= Dataset extract =
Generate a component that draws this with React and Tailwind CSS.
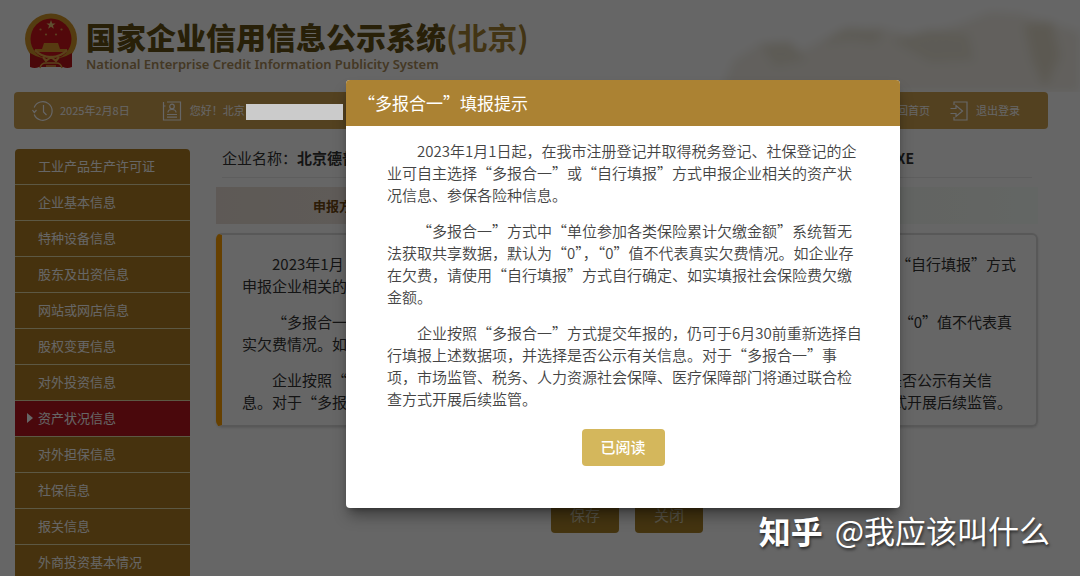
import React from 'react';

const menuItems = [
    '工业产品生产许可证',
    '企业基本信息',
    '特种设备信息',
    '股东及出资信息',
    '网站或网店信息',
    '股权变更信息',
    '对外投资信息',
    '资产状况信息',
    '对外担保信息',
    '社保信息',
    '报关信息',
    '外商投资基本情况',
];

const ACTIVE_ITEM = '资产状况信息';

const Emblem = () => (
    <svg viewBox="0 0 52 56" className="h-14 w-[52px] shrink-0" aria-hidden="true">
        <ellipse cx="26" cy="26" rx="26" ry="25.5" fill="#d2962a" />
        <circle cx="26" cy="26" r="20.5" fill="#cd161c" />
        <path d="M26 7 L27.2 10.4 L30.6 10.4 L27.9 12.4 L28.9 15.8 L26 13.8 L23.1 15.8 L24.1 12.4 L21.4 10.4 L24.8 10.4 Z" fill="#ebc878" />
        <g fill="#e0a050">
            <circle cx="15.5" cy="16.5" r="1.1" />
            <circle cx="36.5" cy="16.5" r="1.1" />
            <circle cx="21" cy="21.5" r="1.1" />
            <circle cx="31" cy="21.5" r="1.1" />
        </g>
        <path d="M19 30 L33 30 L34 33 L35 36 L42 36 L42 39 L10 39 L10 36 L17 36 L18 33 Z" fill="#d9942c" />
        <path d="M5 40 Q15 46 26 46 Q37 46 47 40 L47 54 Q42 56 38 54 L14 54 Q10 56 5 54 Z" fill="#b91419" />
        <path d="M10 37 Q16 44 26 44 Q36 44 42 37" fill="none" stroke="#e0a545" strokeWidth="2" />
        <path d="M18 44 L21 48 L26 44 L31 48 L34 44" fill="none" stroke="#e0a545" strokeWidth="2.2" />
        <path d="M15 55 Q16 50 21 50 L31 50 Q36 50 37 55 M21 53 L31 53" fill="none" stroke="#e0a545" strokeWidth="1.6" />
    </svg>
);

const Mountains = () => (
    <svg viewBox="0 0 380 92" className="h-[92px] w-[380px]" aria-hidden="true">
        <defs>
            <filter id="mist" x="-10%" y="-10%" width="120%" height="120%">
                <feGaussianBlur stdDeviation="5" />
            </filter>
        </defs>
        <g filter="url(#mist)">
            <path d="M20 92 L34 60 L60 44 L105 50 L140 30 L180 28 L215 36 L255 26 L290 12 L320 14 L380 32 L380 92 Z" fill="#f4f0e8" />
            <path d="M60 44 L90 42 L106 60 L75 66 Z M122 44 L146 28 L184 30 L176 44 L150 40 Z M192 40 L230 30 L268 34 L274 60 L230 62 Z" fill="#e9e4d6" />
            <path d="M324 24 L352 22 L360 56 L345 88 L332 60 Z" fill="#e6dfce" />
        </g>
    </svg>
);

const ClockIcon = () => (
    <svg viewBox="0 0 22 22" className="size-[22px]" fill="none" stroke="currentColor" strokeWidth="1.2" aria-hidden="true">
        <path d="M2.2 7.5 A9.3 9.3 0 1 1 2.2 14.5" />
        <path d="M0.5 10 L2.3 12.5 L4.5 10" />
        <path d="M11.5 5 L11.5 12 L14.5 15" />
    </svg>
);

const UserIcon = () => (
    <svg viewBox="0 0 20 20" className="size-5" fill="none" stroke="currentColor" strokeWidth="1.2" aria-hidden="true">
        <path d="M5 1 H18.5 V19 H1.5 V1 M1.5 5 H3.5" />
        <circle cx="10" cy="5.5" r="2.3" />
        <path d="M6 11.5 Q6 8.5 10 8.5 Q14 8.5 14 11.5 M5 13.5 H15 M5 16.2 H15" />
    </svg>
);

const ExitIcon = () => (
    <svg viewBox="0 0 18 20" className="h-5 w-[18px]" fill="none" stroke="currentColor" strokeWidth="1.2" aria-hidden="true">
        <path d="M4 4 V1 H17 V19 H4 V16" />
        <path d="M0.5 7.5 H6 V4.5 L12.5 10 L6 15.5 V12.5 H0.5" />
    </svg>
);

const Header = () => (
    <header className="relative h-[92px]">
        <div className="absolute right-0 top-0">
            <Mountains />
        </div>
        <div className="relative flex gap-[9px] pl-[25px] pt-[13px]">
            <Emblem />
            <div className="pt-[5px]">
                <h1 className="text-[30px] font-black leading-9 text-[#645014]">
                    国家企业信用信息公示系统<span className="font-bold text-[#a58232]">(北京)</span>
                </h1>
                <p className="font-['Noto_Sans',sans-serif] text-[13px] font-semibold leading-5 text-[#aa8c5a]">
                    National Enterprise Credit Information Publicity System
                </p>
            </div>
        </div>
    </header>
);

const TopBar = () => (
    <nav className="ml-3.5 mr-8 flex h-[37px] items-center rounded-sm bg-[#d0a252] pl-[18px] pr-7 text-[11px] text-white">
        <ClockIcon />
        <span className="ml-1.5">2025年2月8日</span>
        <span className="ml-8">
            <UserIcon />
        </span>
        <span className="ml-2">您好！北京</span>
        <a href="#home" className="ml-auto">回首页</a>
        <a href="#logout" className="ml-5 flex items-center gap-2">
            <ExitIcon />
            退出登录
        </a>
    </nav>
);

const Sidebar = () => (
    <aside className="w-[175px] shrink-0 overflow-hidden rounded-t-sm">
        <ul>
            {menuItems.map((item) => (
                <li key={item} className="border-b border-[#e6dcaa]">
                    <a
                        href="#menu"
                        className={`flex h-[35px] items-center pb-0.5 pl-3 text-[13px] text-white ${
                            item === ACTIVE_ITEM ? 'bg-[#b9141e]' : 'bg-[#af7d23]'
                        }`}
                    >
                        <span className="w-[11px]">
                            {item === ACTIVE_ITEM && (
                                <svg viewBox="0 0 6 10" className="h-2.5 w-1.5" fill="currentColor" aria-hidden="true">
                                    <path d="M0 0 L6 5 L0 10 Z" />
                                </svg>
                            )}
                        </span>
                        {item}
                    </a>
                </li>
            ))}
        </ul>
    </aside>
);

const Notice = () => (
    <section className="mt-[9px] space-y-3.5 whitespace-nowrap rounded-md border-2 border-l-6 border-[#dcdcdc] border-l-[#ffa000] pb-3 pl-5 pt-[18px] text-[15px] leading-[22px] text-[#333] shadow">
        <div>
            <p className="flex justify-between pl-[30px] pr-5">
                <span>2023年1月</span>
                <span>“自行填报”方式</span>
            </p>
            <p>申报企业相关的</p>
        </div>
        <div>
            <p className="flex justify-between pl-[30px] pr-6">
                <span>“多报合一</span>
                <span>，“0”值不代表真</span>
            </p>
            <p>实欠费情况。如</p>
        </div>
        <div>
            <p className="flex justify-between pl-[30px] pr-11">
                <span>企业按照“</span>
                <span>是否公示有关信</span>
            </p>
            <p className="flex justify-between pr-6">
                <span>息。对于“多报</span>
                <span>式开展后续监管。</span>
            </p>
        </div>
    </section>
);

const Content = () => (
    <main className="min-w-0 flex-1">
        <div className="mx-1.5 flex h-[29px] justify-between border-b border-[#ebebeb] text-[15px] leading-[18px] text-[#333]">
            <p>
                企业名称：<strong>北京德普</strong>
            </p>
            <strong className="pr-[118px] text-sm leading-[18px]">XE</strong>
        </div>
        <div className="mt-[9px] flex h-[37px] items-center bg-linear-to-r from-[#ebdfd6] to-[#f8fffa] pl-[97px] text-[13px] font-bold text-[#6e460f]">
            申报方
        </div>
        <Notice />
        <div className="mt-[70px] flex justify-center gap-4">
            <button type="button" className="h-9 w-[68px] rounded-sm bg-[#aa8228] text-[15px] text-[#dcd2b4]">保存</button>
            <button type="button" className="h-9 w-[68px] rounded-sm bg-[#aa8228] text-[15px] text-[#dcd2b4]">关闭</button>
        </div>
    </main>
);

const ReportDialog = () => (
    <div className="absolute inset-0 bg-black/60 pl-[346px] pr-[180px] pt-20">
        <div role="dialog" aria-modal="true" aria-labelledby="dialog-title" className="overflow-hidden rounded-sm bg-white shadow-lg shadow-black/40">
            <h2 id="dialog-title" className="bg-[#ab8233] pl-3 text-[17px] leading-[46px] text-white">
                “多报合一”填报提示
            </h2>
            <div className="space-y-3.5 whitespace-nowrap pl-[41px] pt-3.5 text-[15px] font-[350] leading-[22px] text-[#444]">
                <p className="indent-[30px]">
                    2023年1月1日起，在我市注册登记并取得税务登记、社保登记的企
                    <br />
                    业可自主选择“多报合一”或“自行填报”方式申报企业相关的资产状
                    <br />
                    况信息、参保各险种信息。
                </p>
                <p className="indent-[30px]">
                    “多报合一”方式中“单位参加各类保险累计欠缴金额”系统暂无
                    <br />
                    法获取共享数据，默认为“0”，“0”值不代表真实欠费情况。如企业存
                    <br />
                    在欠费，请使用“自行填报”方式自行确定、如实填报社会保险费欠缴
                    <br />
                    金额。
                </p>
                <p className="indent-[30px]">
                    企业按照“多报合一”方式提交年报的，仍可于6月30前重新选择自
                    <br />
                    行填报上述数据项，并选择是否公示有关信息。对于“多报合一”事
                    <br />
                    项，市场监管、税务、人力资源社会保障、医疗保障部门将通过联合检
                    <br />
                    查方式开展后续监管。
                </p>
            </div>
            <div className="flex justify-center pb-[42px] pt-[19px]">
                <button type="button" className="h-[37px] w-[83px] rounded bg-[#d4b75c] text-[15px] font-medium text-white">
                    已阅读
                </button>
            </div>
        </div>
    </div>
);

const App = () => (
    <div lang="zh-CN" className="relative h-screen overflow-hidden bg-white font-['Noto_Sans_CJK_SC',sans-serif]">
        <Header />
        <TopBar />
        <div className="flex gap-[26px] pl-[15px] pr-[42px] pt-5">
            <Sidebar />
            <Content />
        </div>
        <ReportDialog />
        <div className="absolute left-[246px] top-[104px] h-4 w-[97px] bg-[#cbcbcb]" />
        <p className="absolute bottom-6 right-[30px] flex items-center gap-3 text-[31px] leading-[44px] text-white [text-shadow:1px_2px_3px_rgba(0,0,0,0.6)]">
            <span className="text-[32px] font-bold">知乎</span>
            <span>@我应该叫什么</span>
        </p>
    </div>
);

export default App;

= Exercise task =
Exactly reproduce the run of lines from the start of the listing through the line with "const ACTIVE_ITEM = '资产状况信息';", inclusive; pictures are not copied.

= Reply to the task =
Generate a component that draws this with React and Tailwind CSS.
import React from 'react';

const menuItems = [
    '工业产品生产许可证',
    '企业基本信息',
    '特种设备信息',
    '股东及出资信息',
    '网站或网店信息',
    '股权变更信息',
    '对外投资信息',
    '资产状况信息',
    '对外担保信息',
    '社保信息',
    '报关信息',
    '外商投资基本情况',
];

const ACTIVE_ITEM = '资产状况信息';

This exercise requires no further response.